Fernando Alonso - Alpine - Formel 1 - Test - Barcelona - 25. Februar 2022
Stefan Baldauf

Alpine lahmt ohne DRS auf den Geraden

Beim Alpha Tauri ist es umgekehrt. Pierre Gasly mischte sich in den ersten beiden Sektoren mit C4-Reifen in die Top 3. Erst am Schluss der Runde musste der Franzose Federn lassen. Da verlor er trotz weicherer Reifen zwei Zehntel auf Ferrari.

Aston Martin ist ein ähnlicher Fall wie Mercedes. Vettel war am letzten Tag auf schnelle Runden aus. Deshalb auch die C5-Reifen. Das lässt das grüne Auto im Sektorvergleich gut dastehen. Zieht man den Reifenfaktor ab kommt Vettel im ersten Sektor auf 22,608, im zweiten auf 30,358 und im dritten auf 27,784 Sekunden. Das entspräche einer Runde von 1.20,750 Minuten. Obwohl die Techniker Kompromisse wegen des Pump-Problems auf den Geraden eingehen mussten, reichte es für einen Platz im Mittelfeld. Das gibt immerhin Anlass zur Hoffnung.

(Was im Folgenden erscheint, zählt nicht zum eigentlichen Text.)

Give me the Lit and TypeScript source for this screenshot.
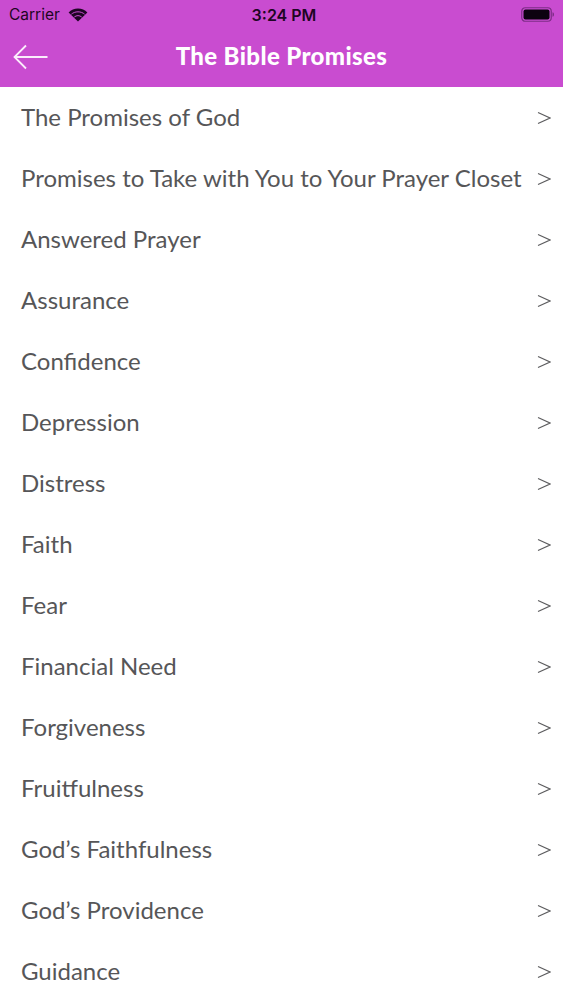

Alpine müsste sich angesichts der Rundenzeiten eigentlich Sorgen machen. Doch in diesem Fall erzählen die Speedmessungen eine ganz andere Geschichte. Esteban Ocon und Fernando Alonso sind mit 300,3 und 294,4 km/h die mit Abstand langsamsten Autos auf der Zielgerade. Das liegt nicht am neuen Renault-Motor, sondern an einem Problem mit dem DRS-Mechanismus.

Die Alpine-Piloten fuhren immer mit geschlossenem Heckflügel. Das beschädigt auch die Zwischenzeit in Sektor 1. Da war Alonso mit 23,066 Sekunden der langsamste. Im Mittelsektor ging es für Alpine als Siebter schon leicht bergauf, obwohl man auch auf der Gegengerade bis zu 15 km/h auf die Konkurrenz verlor.

Das Sahnestück des A522 ist der letzte Sektor. Alonso war mit 27,323 Sekunden Drittschnellster. Er fuhr wie Leclerc auf Medium-Reifen und war bei seiner schnellsten Runde schon elf Runden am Stück auf der Strecke, bis ihn ein Hydraulikfeuer stoppte. Der Alpine hat in dem Bereich offenbar die gleichen Qualitäten wie der Ferrari.

Alex Albon - Williams - Formel 1 - Test - Barcelona - 25. Februar 2022
Stefan Baldauf

Williams vorne im Tabellenkeller

Das große Verfolgerfeld mit Alpha Tauri, Aston Martin, Williams, Alpine, Alfa Romeo und Haas zeichnet sich abgesehen von den Ausreißern Gasly (Sektor 1 und 2) und Alonso (Sektor 3) auch in den einzelnen Streckenabschnitten durch enge Abstände aus. Williams, Alfa und Haas waren oft nur durch zwei oder drei Zehntel getrennt. Dabei ist bei den Ferrari-Kunden noch Luft nach oben. Technische Probleme raubten Zeit zum Abstimmen der Autos.

Alfa Romeo und Haas kamen zwar wenig zum Fahren, haben aber immerhin die Gewissheit, dass sie mit dem neuen Ferrari V6-Turbo wieder ein starker Motor anschiebt. Im Top-Speed sind sie vorne dabei. Auf der Strecke machte Williams im Tabellenkeller die beste Figur. Kein Wunder. Alexander Albon und Nicholas Latifi strampelten zusammen aber auch 347 Runden ab.